Do you work in DB, DC, MasterTrust, or a contract-based scheme? If so, good news. The Financial Conduct Authority (FCA) and The Pensions Regulator (TPR) are working together on a pensions regulatory strategy, which will set out how they could work together to tackle the key risks facing the pensions industry over the next 5-10 years.
In the absence of an independent pension commission, (an advisory, non-legislative body), this has real potential to bring about positive change in our industry.
The last five years has seen significant change in the industry, not the least of which was the introduction of pension freedoms. This not only changed the way that people can access their retirement savings, but alongside the introduction of automatic enrolment, we have seen more than 9 million people newly saving into workplace pension schemes. During this time, Regulators’ powers have expanded in both scope and complexity with the regulatory bodies taking on a much more active, and interventionist role.
In 2013, TPR took on responsibility for the governance of public service pensions, both local and central government. In 2015, the FCA introduced new rules for Independence Governance Committees for workplace personal pension schemes, and TPR is looking at governance of trust-based schemes as part of their 21st century trusteeship programme. Concerns over the quality of governance have contributed to FCA’s recommendation of pooling of pension fund assets, while the Pension Schemes Act 2017 seeks to transform the quality of master trust governance.
For the FCA, this has meant making sure that their regulation provides the appropriate level of consumer protection and competition within this new arena, whether this is through the establishment of IGCs or ongoing work such as the Retirement Outcomes Review.
For TPR, the focus has been on protecting workplace pension savers through improving standards of governance in schemes, ensuring schemes are being treated fairly by sponsoring employers, and that workers are enrolled into the pensions they are entitled to by employers as part of automatic enrolment.
TPR is also moving from its earlier educate, enable and enforce policy to one where it wants to be “clearer, quicker and tougher”.
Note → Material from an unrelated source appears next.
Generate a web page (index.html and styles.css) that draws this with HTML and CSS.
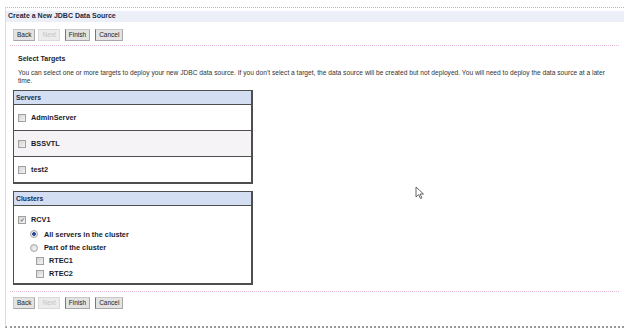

As part of ongoing efforts to ensure the sector works well for consumers and workplace pension savers alike, both the FCA and TPR want to work together on a pensions strategy which will look at how they could work together, and with stakeholders, better in the coming years. Good governance is about having motivated, knowledgeable and skilled trustees in place. There is a clear link between good governance and good scheme performance. Whilst it is the responsibility of trustees to make sure that their scheme is well run, both Regulators have a role in helping understanding, transparency and consistency on the pensions system.
Some of the existing overlapping of responsibilities, and duplication of interests, e.g. value for member test definitions, can be confusing and unhelpful for Trustees and members alike. This early stage engagement between the two bodies, might one day be seen as the start of the process for a transition to one overall Regulator but in the meantime, we can contribute to and hope for, an improvement in their existing relationship to ensure that those involved in workplace pension schemes are protected and that our Regulators advice and directives are consistent.